February 4, 2023
Can Psychedelics Solve the Youth Mental Health Crisis?
By Lisa Herforth-Hebbert
Nearly two-thirds of young adults report having either depression or anxiety. In California, Connecticut, Illinois, and other states, lawmakers are considering their options for psychedelics legalization.
By Isaac Lozano
As a high school freshman, Aiden McDonnell began exploring dissociative drugs with the help of well-connected friends: first with DXM, a cough suppressant often found in over-the-counter medicine, and later with magic mushrooms and LSD. His initial experiences with these substances—typically labeled “psychedelic” for their visual or illusory effects—were “not fun” and spawned regrets over losing “the innocence of childhood,” said McDonnell. “That’s probably not the best when you haven’t even started figuring stuff out.”
But now McDonnell, 19, is more careful with psychedelics, which he says have helped him understand himself better.

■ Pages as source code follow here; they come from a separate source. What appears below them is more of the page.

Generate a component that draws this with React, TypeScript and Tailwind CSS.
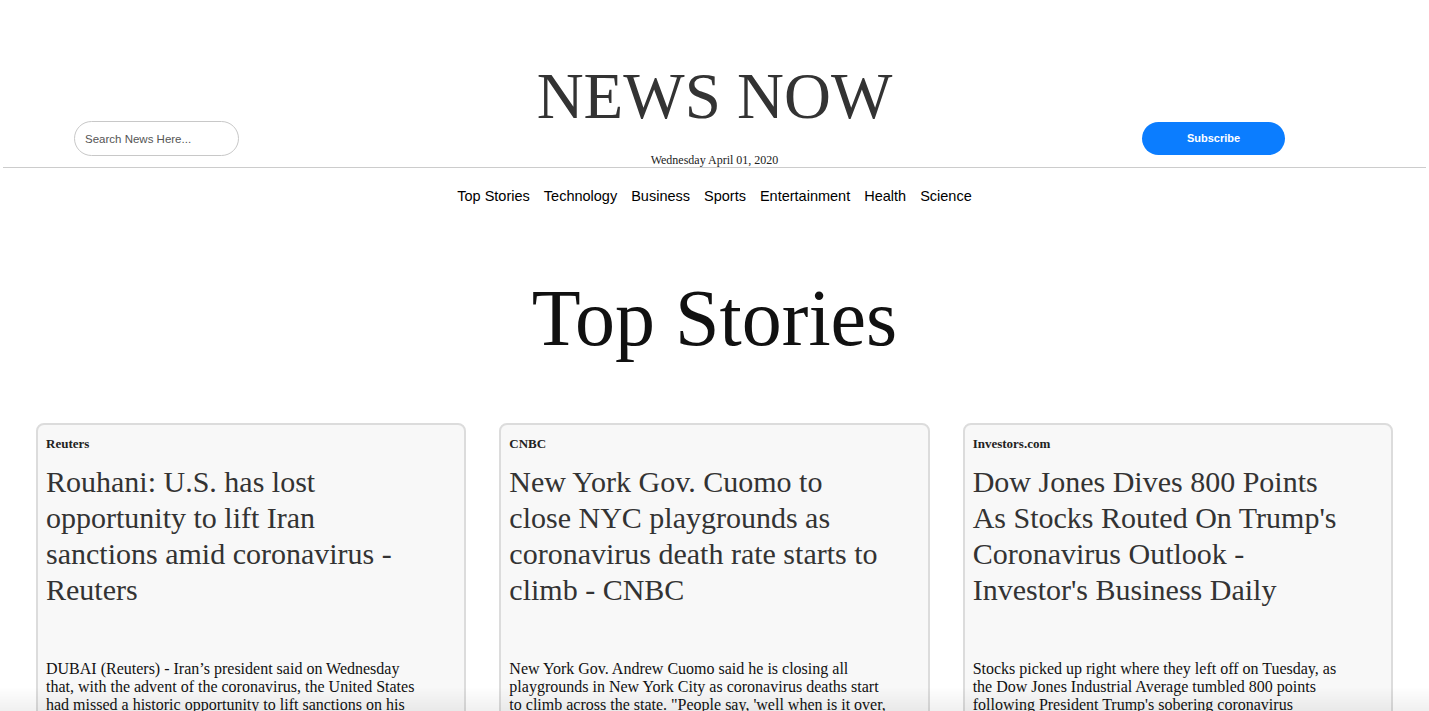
import React from 'react'

interface Story {
  source: string
  title: string
  description: string
  descWidth: string
}

const stories: Story[] = [
  {
    source: 'Reuters',
    title: 'Rouhani: U.S. has lost opportunity to lift Iran sanctions amid coronavirus - Reuters',
    description:
      'DUBAI (Reuters) - Iran\u2019s president said on Wednesday that, with the advent of the coronavirus, the United States had missed a historic opportunity to lift sanctions on his country and its people, and that Washington should apologise.',
    descWidth: 'max-w-[380px]',
  },
  {
    source: 'CNBC',
    title: 'New York Gov. Cuomo to close NYC playgrounds as coronavirus death rate starts to climb - CNBC',
    description:
      'New York Gov. Andrew Cuomo said he is closing all playgrounds in New York City as coronavirus deaths start to climb across the state. "People say, \'well when is it over, when is it going to end?\'"',
    descWidth: 'max-w-[380px]',
  },
  {
    source: 'Investors.com',
    title: "Dow Jones Dives 800 Points As Stocks Routed On Trump's Coronavirus Outlook - Investor's Business Daily",
    description:
      "Stocks picked up right where they left off on Tuesday, as the Dow Jones Industrial Average tumbled 800 points following President Trump's sobering coronavirus outlook for the weeks ahead.",
    descWidth: 'max-w-[370px]',
  },
]

const categories = ['Top Stories', 'Technology', 'Business', 'Sports', 'Entertainment', 'Health', 'Science']

const serif = "font-['Liberation_Serif','Times_New_Roman',serif]"
const sans = "font-['Liberation_Sans',Arial,sans-serif]"

function StoryCard({ story }: { story: Story }) {
  return (
    <article className="bg-[#f8f8f8] border-2 border-[#dcdcdc] rounded-[8px] px-[8px] pt-[11px] pb-[20px]">
      <h5 className="text-[13px] leading-[15px] font-bold text-[#222]">{story.source}</h5>
      <h3 className="mt-[13px] max-w-[371px] text-[30px] leading-[36px] text-[#333]">{story.title}</h3>
      <p className={`mt-[52px] ${story.descWidth} text-[16px] leading-[18px] text-[#111]`}>{story.description}</p>
    </article>
  )
}

export default function App() {
  return (
    <div className={`min-h-screen bg-white ${serif}`}>
      {/* Masthead */}
      <header className="grid grid-cols-[1fr_auto_1fr] items-end pt-[64px]">
        <div className="pl-[74px] pb-[11px]">
          <input
            type="text"
            placeholder="Search News Here..."
            className={`${sans} w-[165px] h-[35px] rounded-full border border-[#c8c8c8] px-[10px] text-[11.5px] text-[#333] placeholder:text-[#555] outline-none`}
          />
        </div>
        <div className="flex flex-col items-center">
          <h1 className="text-[65px] leading-[64px] text-[#333]">NEWS NOW</h1>
          <span className="mt-[25px] text-[12px] leading-[14px] text-[#222]">Wednesday April 01, 2020</span>
        </div>
        <div className="flex justify-end pr-[144px] pb-[12px]">
          <button className={`${sans} w-[143px] h-[33px] rounded-full bg-[#0b7dff] text-white text-[11px] font-bold`}>
            Subscribe
          </button>
        </div>
      </header>
      <div className="mx-[3px] border-t border-[#cccccc]"></div>

      {/* Category nav */}
      <nav className={`${sans} flex justify-center gap-[14px] mt-[20px] text-[14.5px] leading-[16px] text-black`}>
        {categories.map((c) => (
          <a key={c} href="#" className="hover:underline">
            {c}
          </a>
        ))}
      </nav>

      <h2 className="mt-[74px] text-center text-[80px] leading-[80px] text-[#111]">Top Stories</h2>

      <section className="grid grid-cols-3 gap-[33px] px-[36px] mt-[65px] pb-10">
        {stories.map((s) => (
          <StoryCard key={s.source} story={s} />
        ))}
      </section>

      {/* faint bottom shade */}
      <div className="fixed bottom-0 left-0 right-0 h-[24px] bg-gradient-to-b from-transparent to-black/[0.06] pointer-events-none"></div>
    </div>
  )
}
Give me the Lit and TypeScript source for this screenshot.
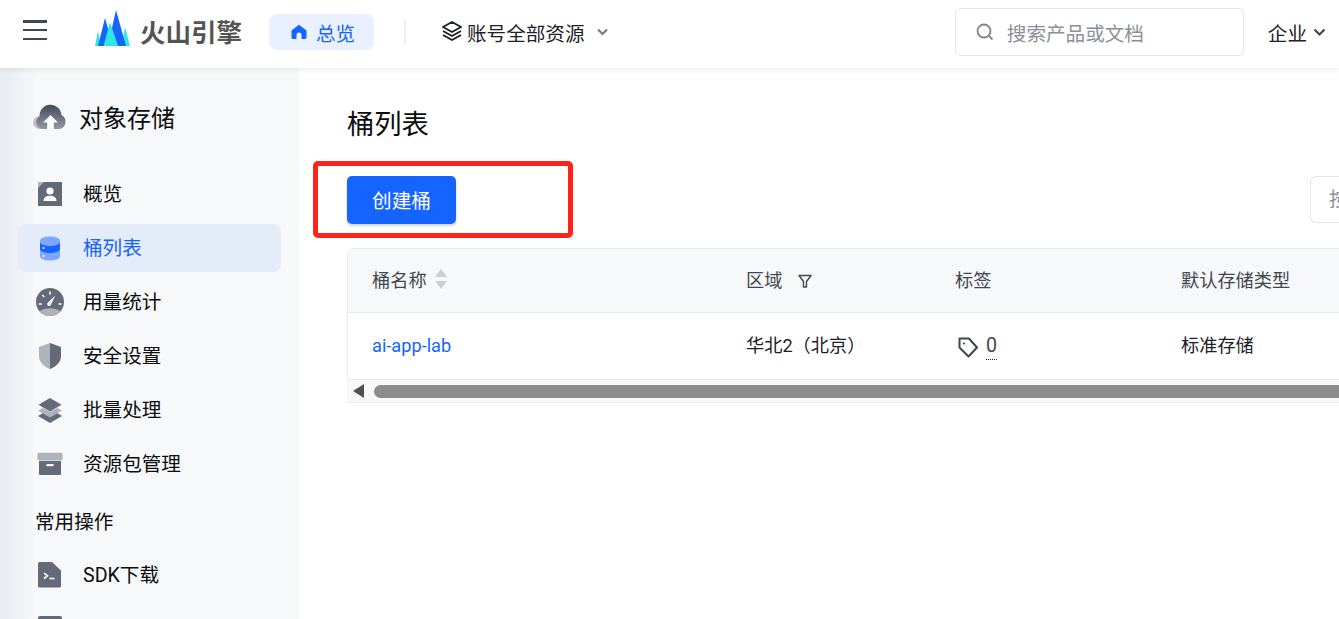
import { LitElement, html, css, svg } from "lit";
import { customElement } from "lit/decorators.js";

const G = "#646a78";
const L = "#adb2bb";

const icons: Record<string, any> = {
  overview: svg`<path d="M1 1h24v24H1z" fill="${G}"/><path d="M1 1h6l-6 6z" fill="${L}"/><circle cx="13" cy="10" r="3.6" fill="#fff"/><path d="M6.500 20c0-3.600 3-5.200 6.500-5.200s6.500 1.600 6.500 5.200z" fill="#fff"/>`,
  bucket: svg`<path d="M3 5.500c0-2.200 4.500-4 10-4s10 1.800 10 4v16c0 2.200-4.500 4-10 4s-10-1.800-10-4z" fill="#7fa6ff"/><path d="M3 7c0 2.200 4.500 4 10 4s10-1.800 10-4v7c0 2.200-4.500 4-10 4S3 16.200 3 14z" fill="#1664ff"/><circle cx="6.500" cy="13" r="1" fill="#fff"/><circle cx="6.500" cy="21" r="1" fill="#fff"/>`,
  stats: svg`<circle cx="13" cy="13" r="14" fill="${G}"/><path d="M2.500 22.300C5.500 20.300 9 19.300 13 19.300s7.500 1 10.500 3A14 14 0 0 1 13 27 14 14 0 0 1 2.500 22.300z" fill="${L}"/><path d="M10.300 14.300l8-7.800-4.800 10a2 2 0 0 1-3.200-2.200z" fill="#fff"/><path d="M13 2.500v3M5.300 6l2 2M1.800 15h3M21.500 15h3" stroke="#fff" stroke-width="1.600" fill="none"/>`,
  shield: svg`<path d="M13 0l11 4v9c0 6-4.500 10.500-11 13z" fill="${G}"/><path d="M13 0L2 4v9c0 6 4.500 10.500 11 13z" fill="${L}"/>`,
  layers: svg`<path d="M13 26L1 19l5-3 7 4 7-4 5 3z" fill="${G}"/><path d="M13 20.500L1 13.500 6 11l7 4 7-4 5 2.500z" fill="${L}"/><path d="M13 1l11.500 6.800L13 14.600 1.500 7.800z" fill="${G}"/>`,
  box: svg`<rect x="0.500" y="1.700" width="25" height="7.300" rx="1" fill="${L}"/><path d="M2 9.700h22V23a1 1 0 0 1-1 1H3a1 1 0 0 1-1-1z" fill="${G}"/><rect x="9.500" y="13" width="7" height="2.200" fill="#fff"/>`,
  sdk: svg`<path d="M2.500 0H15l9 8.500V24a1.500 1.500 0 0 1-1.500 1.500h-20A1.500 1.500 0 0 1 1 24V1.500A1.500 1.500 0 0 1 2.500 0z" fill="${G}"/><path d="M7 11l3.500 2.800L7 16.500" stroke="#fff" stroke-width="1.600" fill="none"/><path d="M12.500 16.500h5" stroke="#fff" stroke-width="1.600"/>`,
  doc: svg`<rect x="1" y="0" width="24" height="26" rx="2" fill="${G}"/>`,
};

const navIcon = (k: string) => html`<svg class="nav-ic" viewBox="0 0 26 26">${icons[k]}</svg>`;

@customElement("app-root")
export class AppRoot extends LitElement {
  static styles = css`
    :host { display: block; width: 100vw; height: 100vh; min-width: 1339px; overflow: hidden; position: relative; background: #fff;
      font-family: Roboto, "Noto Sans CJK SC", sans-serif; color: #0c0d0e; }
    * { box-sizing: border-box; }
    .top { height: 68px; display: flex; align-items: center; background: #fff; box-shadow: 0 2px 6px rgba(0,0,0,.07); position: relative; z-index: 2; }
    .burger { margin-left: 23px; width: 24px; height: 20px; margin-top: -8px; display: flex; flex-direction: column; justify-content: space-between; }
    .burger i { display: block; height: 2.500px; background: #41464f; }
    .logo { margin-left: 48px; margin-top: -12px; width: 35px; height: 36px; display: block; }
    .brand { margin-left: 10px; font-size: 25.500px; font-weight: 700; color: #545454; margin-top: -2px; line-height: 30px; width: 105px; white-space: nowrap; }
    .pill { margin-left: 24px; margin-top: -4px; width: 105px; height: 36px; border-radius: 8px; background: #e9f0ff; color: #1664ff; font-size: 19.600px; display: flex; align-items: center; padding-left: 22px; gap: 9px; }
    .pill svg { width: 16px; height: 16px; }
    .divider { margin-left: 30px; margin-top: -4px; width: 2px; height: 24px; background: #eceef2; }
    .scope { margin-left: 35px; margin-top: -4px; display: flex; align-items: center; font-size: 19.600px; color: #1d2129; }
    .scope svg.st { width: 22px; height: 22px; margin-right: 4px; margin-top: -3px; }
    .scope svg.ch { width: 13px; height: 10px; margin-left: 11px; }
    .search { margin-left: auto; margin-top: -4px; width: 289px; height: 48px; border: 1px solid #e3e6ee; border-radius: 6px; display: flex; align-items: center; padding-left: 20px; gap: 13px; color: #8a8f99; font-size: 19.600px; }
    .search svg { width: 18px; height: 18px; }
    .org { margin-left: 24px; margin-right: 13px; margin-top: -4px; display: flex; align-items: center; font-size: 19.600px; gap: 6px; color: #1d2129; }
    .org svg { width: 13px; height: 10px; }
    .body { display: flex; height: 551px; }
    .side { width: 299px; flex: none; padding: 26px 17px 0; background: linear-gradient(90deg, #e8ebef 0, #f6f8fa 36px); overflow: hidden; }
    .side-title { height: 48px; display: flex; align-items: center; margin-bottom: 28px; padding-left: 17px; font-size: 24px; gap: 13px; color: #0c0d0e; }
    .side-title svg { width: 33px; height: 28px; flex: none; overflow: visible; }
    .side-title span { margin-bottom: 4px; margin-left: -1px; }
    .nav { height: 48px; width: 264px; margin-bottom: 6px; border-radius: 8px; display: flex; align-items: center; padding-left: 20px; gap: 20px; font-size: 19.600px; color: #0c0d0e; flex: none; }
    .nav span { margin-bottom: 3px; }
    .nav.on { background: #e4ebf9; color: #1664ff; }
    .nav-ic { width: 26px; height: 26px; flex: none; overflow: visible; }
    .sec { font-size: 19.600px; height: 28px; line-height: 28px; padding-left: 18px; margin: 21px 0 14px; }
    .main { flex: 1; min-width: 0; padding: 0 0 0 48px; position: relative; overflow: hidden; }
    h1 { margin: 36px 0 0; font-size: 27.300px; font-weight: 400; line-height: 42px; height: 42px; color: #0c0d0e; }
    .tools { display: flex; justify-content: space-between; margin-top: 30px; height: 48px; }
    .btn { width: 109px; height: 48px; border: 0; border-radius: 5px; background: #1664ff; color: #fff; font: inherit; font-size: 19.600px; box-shadow: 0 2px 3px rgba(0,0,0,.18); padding: 0 0 2px; }
    .box { width: 200px; height: 47px; margin-right: -171px; flex: none; border: 1px solid #e3e6ee; border-radius: 6px 0 0 6px; border-right: 0; color: #8a8f99; font-size: 19.600px; padding-left: 18px; line-height: 45px; white-space: nowrap; }
    .table { margin-top: 24px; width: 1200px; border: 1px solid #e8ebf0; border-right: 0; border-bottom: 0; border-radius: 6px 0 0 0; font-size: 18.200px; }
    .row { display: grid; grid-template-columns: 374px 209px 226px 1fr; padding-left: 24px; align-items: center; padding-bottom: 4px; }
    .head { height: 64px; background: #f6f8fa; color: #42464e; border-bottom: 1px solid #e8ebf0; }
    .cells { height: 66px; color: #1d2129; }
    .cell { display: flex; align-items: center; white-space: nowrap; }
    .sort { width: 12px; height: 22px; margin-left: 8px; }
    .filt { width: 14px; height: 14px; margin-left: 16px; margin-top: 4px; }
    a { color: #1664ff; text-decoration: none; margin-top: 2px; }
    .tag { width: 24px; height: 24px; margin-left: 1px; margin-right: 6px; margin-top: 5px; flex: none; }
    .num { border-bottom: 1px dotted #1d2129; line-height: 22px; padding-bottom: 2px; margin-top: 6px; color: #42464e; font-size: 19.600px; }
    .sb { height: 24px; width: 1200px; background: #f8f8f8; border-top: 1px solid #e8ebf0; border-bottom: 1px solid #ececec; display: flex; align-items: center; padding-left: 6px; }
    .sb svg { width: 11px; height: 14px; flex: none; }
    .thumb { margin-left: 10px; margin-top: 1px; flex: 1; height: 13px; border-radius: 7px 0 0 7px; background: #8c8c8c; }
    .mark { position: absolute; left: 313px; top: 161px; width: 260px; height: 77px; border: 5px solid #ff2418; border-radius: 5px; z-index: 3; }
  `;

  render() {
    return html`
      <div class="top">
        <div class="burger"><i></i><i></i><i></i></div>
        <svg class="logo" viewBox="0 0 35 36">
          <path d="M0 36L3 21l3 15z" fill="#2fe6e6"/>
          <path d="M27 36l3-19 5 19z" fill="#2fe6e6"/>
          <path d="M3 36l7-28 8 28z" fill="#1664ff"/>
          <path d="M13 36L21 0l10 36z" fill="#1664ff"/>
          <path d="M8.500 36L15 12l8 24z" fill="#2fe6e6"/>
        </svg>
        <div class="brand">火山引擎</div>
        <div class="pill">
          <svg viewBox="0 0 16 16"><path d="M8 .8L15.500 6.500v7a1.500 1.500 0 0 1-1.500 1.500h-3.500V11a2.500 2.500 0 0 0-5 0v4H2A1.500 1.500 0 0 1 .5 13.500v-7z" fill="#1664ff"/></svg>
          总览
        </div>
        <div class="divider"></div>
        <div class="scope">
          <svg class="st" viewBox="0 0 22 22" fill="none" stroke="#1d2129" stroke-width="2" stroke-linejoin="round"><path d="M11 2l9 5-9 5-9-5z"/><path d="M2 11l9 5 9-5M2 15l9 5 9-5"/></svg>
          账号全部资源
          <svg class="ch" viewBox="0 0 13 10" fill="none" stroke="#737a87" stroke-width="2.200"><path d="M2 2.500l4.500 4.500L11 2.500"/></svg>
        </div>
        <div class="search">
          <svg viewBox="0 0 18 18" fill="none" stroke="#80838a" stroke-width="1.800"><circle cx="8" cy="8" r="6.500"/><path d="M13 13l3.500 3.500"/></svg>
          搜索产品或文档
        </div>
        <div class="org">企业
          <svg viewBox="0 0 13 10" fill="none" stroke="#41464f" stroke-width="2.200"><path d="M1.500 2.500L6.500 7.500l5-5"/></svg>
        </div>
      </div>
      <div class="body">
        <div class="side">
          <div class="side-title">
            <svg viewBox="0 0 33 28">
              <defs><linearGradient id="cl" x1="0" y1="0" x2="0" y2="1"><stop offset="0" stop-color="#434959"/><stop offset="1" stop-color="#9298a5"/></linearGradient></defs>
              <path d="M5.500 25a6.500 6.500 0 0 1 0-13h5v13z" fill="#bcc0c9"/>
              <path d="M9.500 25a6.800 6.800 0 0 1-4-12.500A11 11 0 0 1 27.500 11 7.500 7.500 0 0 1 25.500 25z" fill="url(#cl)"/>
              <path d="M16.500 11l7.500 7.500h-4.200V25h-6.600v-6.500H9z" fill="#fff"/>
            </svg>
            <span>对象存储</span>
          </div>
          <div class="nav">${navIcon("overview")}<span>概览</span></div>
          <div class="nav on">${navIcon("bucket")}<span>桶列表</span></div>
          <div class="nav">${navIcon("stats")}<span>用量统计</span></div>
          <div class="nav">${navIcon("shield")}<span>安全设置</span></div>
          <div class="nav">${navIcon("layers")}<span>批量处理</span></div>
          <div class="nav">${navIcon("box")}<span>资源包管理</span></div>
          <div class="sec">常用操作</div>
          <div class="nav">${navIcon("sdk")}<span>SDK下载</span></div>
          <div class="nav">${navIcon("doc")}</div>
        </div>
        <div class="main">
          <h1>桶列表</h1>
          <div class="tools">
            <button class="btn">创建桶</button>
            <div class="box">按</div>
          </div>
          <div class="table">
            <div class="row head">
              <div class="cell">桶名称
                <svg class="sort" viewBox="0 0 12 22"><path d="M6 1l6 8H0z" fill="#c9ced9"/><path d="M6 21l6-8H0z" fill="#c9ced9"/></svg>
              </div>
              <div class="cell">区域
                <svg class="filt" viewBox="0 0 14 14" fill="none" stroke="#42464e" stroke-width="1.400" stroke-linejoin="round"><path d="M1 1.500h12L8.500 7.500v5.500h-3V7.500z"/></svg>
              </div>
              <div class="cell">标签</div>
              <div class="cell">默认存储类型</div>
            </div>
            <div class="row cells">
              <div class="cell"><a href="#">ai-app-lab</a></div>
              <div class="cell">华北2（北京）</div>
              <div class="cell">
                <svg class="tag" viewBox="0 0 24 24" fill="none" stroke="#42464e" stroke-width="2" stroke-linejoin="round"><path d="M3.500 3.500h9.500l8 9-8.500 9L3.500 12.500z"/><circle cx="8" cy="8.500" r="1.100" fill="#42464e" stroke="none"/></svg>
                <span class="num">0</span>
              </div>
              <div class="cell">标准存储</div>
            </div>
          </div>
          <div class="sb">
            <svg viewBox="0 0 11 14"><path d="M11 0v14L0 7z" fill="#505050"/></svg>
            <div class="thumb"></div>
          </div>
        </div>
      </div>
      <div class="mark"></div>
    `;
  }
}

His foray into recreational substances isn’t unique and is increasingly common among his generation. According to federal survey data, 8 percent of young adults reported using psychedelic drugs in 2021, up from 3 percent a decade prior. Growing cultural acceptance along with a nascent field of research with promising implications for treating depression have positioned psychedelics as a potential aid to a youth mental health crisis. Nearly two-thirds of young adults report having either depression or anxiety. In 2019, 9 percent of high school students reported attempting suicide during the previous 12 months, and suicide remains one of the leading causes of death for teenagers.
In California, Connecticut, Illinois, and other states, lawmakers are considering their options for psychedelics legalization. And in cities like Oakland, for example, psychedelics remain illegal by state and federal law but have been effectively decriminalized by placing them as the lowest priority for the city’s police department. Full legalization of psychedelic possession, however, remains scant, as legislators hesitate to open paths for recreational use. On the federal level, at least one substance, MDMA, has passed its first Phase 3 trial, needing only a second successful trial before it may be approved for medical use by the Food and Drug Administration.